Ressemblance/analogie :
La ressemblance consiste pour deux personnes ou pour deux choses à avoir des points communs, des caractéristiques partiellement identiques ; elle suppose des différences. L'analogie définit, elle, une égalité de rapports (sur le modèle : A est à C ce que B est à D). Par ex., si on reconnaît chez un enfant les traits de ses parents, on dit qu’il leur ressemble. Mais c’est par analogie qu’on établit un rapport entre le développement d’un être vivant et celui d’un processus finalisé par une intention humaine, comme l’action volontaire : « Tel jeune individu est mûr, adulte dans ses choix, dans sa prise de décisions ! ».
En théorie/en pratique :
La théorie désigne la saisie contemplative (« theion orao », en grec : « je vois Dieu ») de chaque chose par une faculté d’intellection. Par extension ce terme a désigné toute forme de vue d'ensemble, toute articulation d'énoncés faisant système ou tout système explicatif fondé sur des lois, destiné à rendre compte du réel. Par opposition, la pratique est ce qui relève de la mise en œuvre, de l’expérimentation, de l’action, c’est-à-dire par excellence de l’action par laquelle le sujet se transforme lui-même.
Transcendant/immanent :
Le terme latin « transcendere » signifie « dépasser en passant par-delà ». La transcendance est d'abord le fait de s’imposer, de relever d’un autre genre. On utilise notamment ce terme pour désigner Dieu qui est d'un tout autre ordre que les choses sensibles, qui peuvent faire l’objet d’une expérience. Le terme latin « immanere » signifie « demeurer dans ». Est immanent ce qui est intérieur à l'être ou à l'objet considéré. Par opposition à transcendant, est immanent ce qui relève du domaine de l'expérience, ce qui est compris dans la nature ou l'essence d'un être.
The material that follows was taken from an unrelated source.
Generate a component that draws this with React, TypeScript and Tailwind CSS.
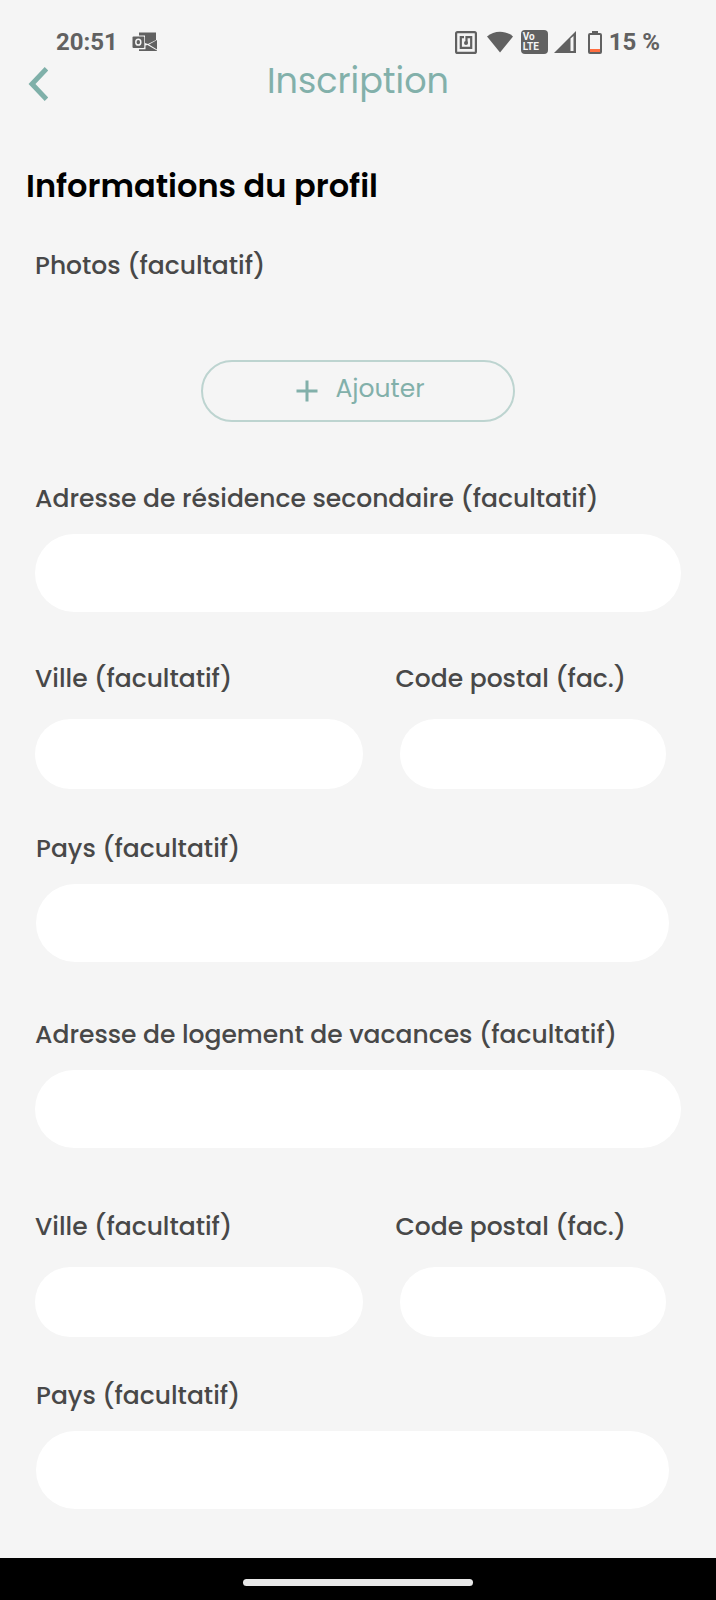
import { useId } from "react";
import { clsx } from "clsx";

function OutlookIcon() {
  return (
    <svg viewBox="0 0 26 20" className="h-5 w-[26px]" aria-hidden="true">
      <path d="M7 .5h17v7.500l-8 4-3-1V3.500H7zM25 8v9.500l-8-5zM7 17.200h6.500v-3.700l2-.5 9.500 5.500V19H7z" fill="#616161" />
      <rect x="0.500" y="4.500" width="11.800" height="11.500" rx="1" fill="#616161" />
      <ellipse cx="6.300" cy="10.200" rx="2.500" ry="2.900" fill="none" stroke="#f5f5f5" strokeWidth="1.500" />
    </svg>
  );
}

function NfcIcon() {
  return (
    <svg viewBox="0 0 22 23" className="h-[23px] w-[22px]" fill="none" stroke="#616161" aria-hidden="true">
      <rect x="1.100" y="1.100" width="19.800" height="20.800" rx="1.500" strokeWidth="2.200" />
      <path d="M9 6.200H5.800v10.600h10.400V6.200h-4.700v6" strokeWidth="2.200" />
      <circle cx="11" cy="12" r="2" fill="#616161" stroke="none" />
    </svg>
  );
}

function WifiIcon() {
  return (
    <svg viewBox="0 0 26 22" className="h-[22px] w-[26px]" aria-hidden="true">
      <path d="M13 21.500 0 5.500C7-.8 19-.8 26 5.500z" fill="#616161" />
    </svg>
  );
}

function SignalIcon() {
  return (
    <svg viewBox="0 0 22 22" className="h-[22px] w-[22px]" aria-hidden="true">
      <path d="M22 0v22H0zM16.500 7.500v12.500h3V5z" fill="#616161" fillRule="evenodd" />
    </svg>
  );
}

function BatteryIcon() {
  return (
    <svg viewBox="0 0 14 23" className="h-[23px] w-3.5" aria-hidden="true">
      <rect x="4" y="0" width="6" height="4" fill="#616161" />
      <rect x="1" y="3" width="12" height="19" rx="1" fill="none" stroke="#616161" strokeWidth="2" />
      <rect x="2" y="18" width="10" height="3" fill="#ff6e40" />
    </svg>
  );
}

function StatusBar() {
  return (
    <div className="flex h-[61px] items-center justify-between pt-[23px] pr-14 pl-14 font-['Roboto',sans-serif] text-2xl font-bold text-[#616161]">
      <div className="flex items-center gap-3.5">
        <span>20:51</span>
        <OutlookIcon />
      </div>
      <div className="flex items-center">
        <NfcIcon />
        <span className="ml-2.5">
          <WifiIcon />
        </span>
        <span className="ml-2 flex h-6 w-[27px] flex-col justify-center rounded bg-[#616161] pl-0.5 text-[10px] leading-[10px] text-[#f5f5f5]">
          <span>Vo</span>
          <span>LTE</span>
        </span>
        <span className="ml-1.5">
          <SignalIcon />
        </span>
        <span className="ml-3">
          <BatteryIcon />
        </span>
        <span className="ml-[7px]">15 %</span>
      </div>
    </div>
  );
}

function Field({ label, size = "large", inset = false }: { label: string; size?: "large" | "small"; inset?: boolean }) {
  const id = useId();
  return (
    <div className={clsx("flex flex-col", size === "large" ? "gap-[19px]" : "gap-6")}>
      <label htmlFor={id} className="text-[25px] leading-8 font-medium whitespace-nowrap">
        {label}
      </label>
      <div className={clsx("flex", inset && "pl-1")}>
        <input
          id={id}
          type="text"
          className={clsx(
            "w-full min-w-0 rounded-full bg-white px-8 text-[25px] outline-none",
            size === "large" ? "h-[78px]" : "h-[70px]"
          )}
        />
      </div>
    </div>
  );
}

function CityRow() {
  return (
    <div className="grid grid-cols-[327fr_270fr] gap-[33px] pr-[15px]">
      <Field label="Ville (facultatif)" size="small" />
      <Field label="Code postal (fac.)" size="small" inset />
    </div>
  );
}

export default function App() {
  return (
    <div className="flex min-h-screen flex-col bg-[#f5f5f5] font-['Poppins','Inter',sans-serif] text-[#484848]">
      <StatusBar />
      <header className="grid h-10 grid-cols-[1fr_auto_1fr] items-center px-7">
        <button type="button" aria-label="Retour" className="w-5 pt-1.5">
          <svg viewBox="0 0 20 34" className="h-[34px] w-5" fill="none" stroke="#7fb0a9" strokeWidth="5">
            <path d="M18.500 1.800 4 17l14.500 15.200" />
          </svg>
        </button>
        <h1 className="text-[35px] leading-10 text-[#82b0aa]">Inscription</h1>
      </header>

      <main className="flex-1 pt-[65px] pb-12">
        <h2 className="px-[26px] text-[32px] leading-10 font-semibold text-black">Informations du profil</h2>
        <form className="px-[35px] pt-11">
          <p className="text-[25px] leading-8 font-medium">Photos (facultatif)</p>
          <div className="flex justify-center pt-[78px] pb-[61px]">
            <button
              type="button"
              className="flex h-[62px] w-[314px] items-center justify-center gap-[18px] rounded-full border-2 border-[#bdd4d0] pl-1 text-[25px] text-[#82b0aa]"
            >
              <svg viewBox="0 0 22 22" className="h-[22px] w-[22px]" stroke="#82b0aa" strokeWidth="3" aria-hidden="true">
                <path d="M11 0.500v21M0.500 11h21" />
              </svg>
              <span className="pb-1">Ajouter</span>
            </button>
          </div>

          <Field label="Adresse de résidence secondaire (facultatif)" />
          <div className="pt-[51px] pb-11">
            <CityRow />
          </div>
          <div className="pr-3 pl-px">
            <Field label="Pays (facultatif)" />
          </div>

          <div className="pt-[57px]">
            <Field label="Adresse de logement de vacances (facultatif)" />
          </div>
          <div className="pt-[63px] pb-[43px]">
            <CityRow />
          </div>
          <div className="pr-3 pl-px">
            <Field label="Pays (facultatif)" />
          </div>
        </form>
      </main>

      <footer className="flex h-[42px] items-center justify-center bg-black pt-1.5">
        <div className="h-[7px] w-[230px] rounded-full bg-[#e8e8e8]" />
      </footer>
    </div>
  );
}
Universel/général/particulier/singulier :
Est singulier ce qui est propre à un seul. Est particulier ce qui est partagé par quelques-uns (ce qui est propre à une espèce). Est universel ce qui vaut en tout temps, en tous lieux ; ce qui est donc applicable à tous sans exception. Est général ce qui se rapporte à la plupart ; ce qui est donc applicable à tous, sauf exception(s). « Général » peut également qualifier une propriété générique : qui relève d’un genre.